I think you said down 1% to 2% as recently as the Q2 report. Do I have that right?
That is correct. And now that we're sort of 3 quarters in, so comfortable saying that we'll be down less than 1%.
Great. That's helpful. And then the last one is on the slide on Page 17. It's the -- just to understand how to use it a little bit better because I was off. I was using 47.6 million shares and on a diluted basis, it came in at 49.2 million.
You talked about the illustrative average quarterly stock price. I'm just looking at Q3 and you started the year at about $104 when you entered the quarter and then you finished the quarter at $126. Is this just a simple average? Or is it a VWAP? How do we calculate that?
So just it's the average stock price for the quarter.
So if you look on Page 17, so the average stock price for the quarter was around roughly $127.
So use the $125 as the example.
And so you would have added roughly 4.6 million shares to what would otherwise have been without the convert for the purpose of the accounting.
And what am I adding that to, the basic shares?
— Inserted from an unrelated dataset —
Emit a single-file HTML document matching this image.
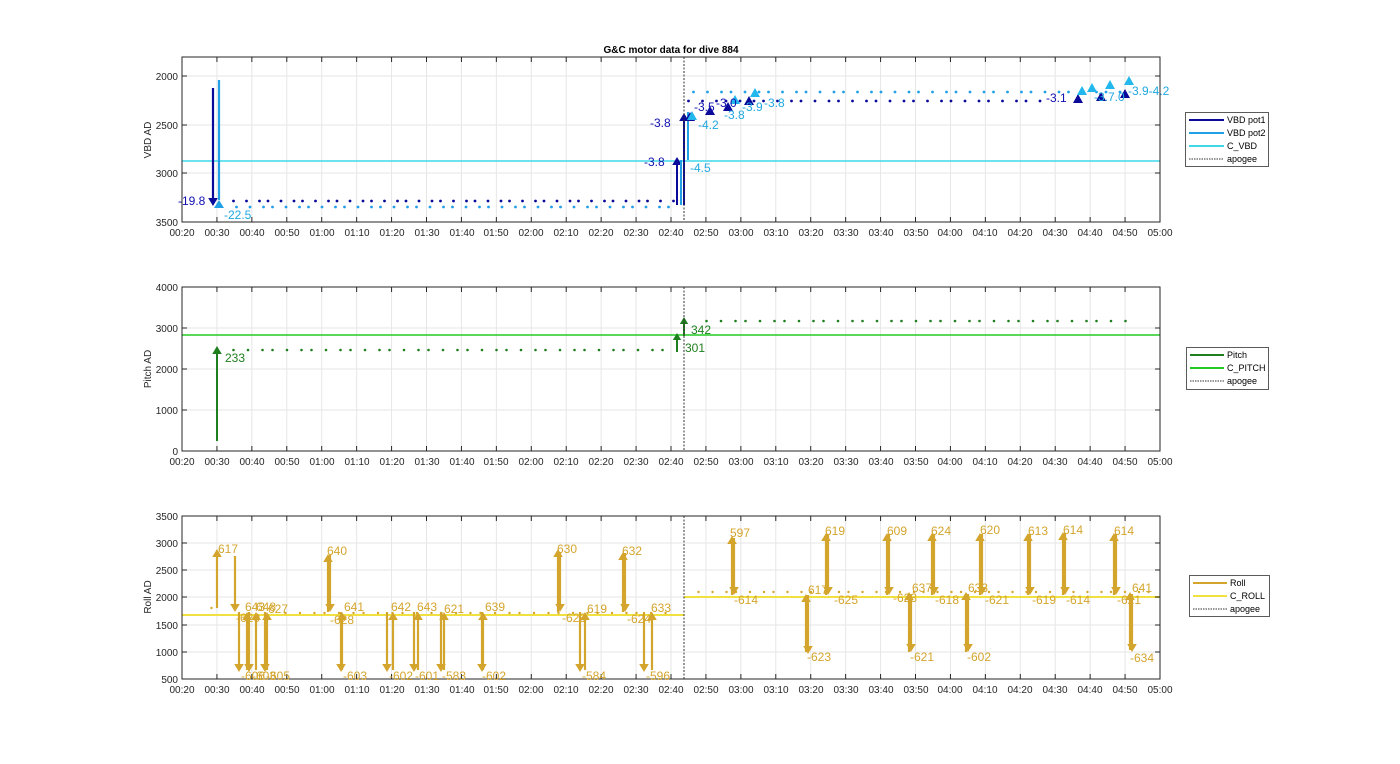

My assumption for basic shares, basic shares plus whatever stock option underlying stuff is there plus the 4.6 million shares.
Correct.
I just wondered to have a more accurate share count.
Yes. And we can certainly walk you through it offline if you'd like.
Okay, for sure. And to me, your numbers were spot on mine, but you were slightly below the consensus EPS estimate. And I suspect it's just because of the share count that the consensus of analysts were using.
And ladies and gentlemen, that concludes our question-and-answer session and today's conference call. We thank you for your participation, and you may now disconnect.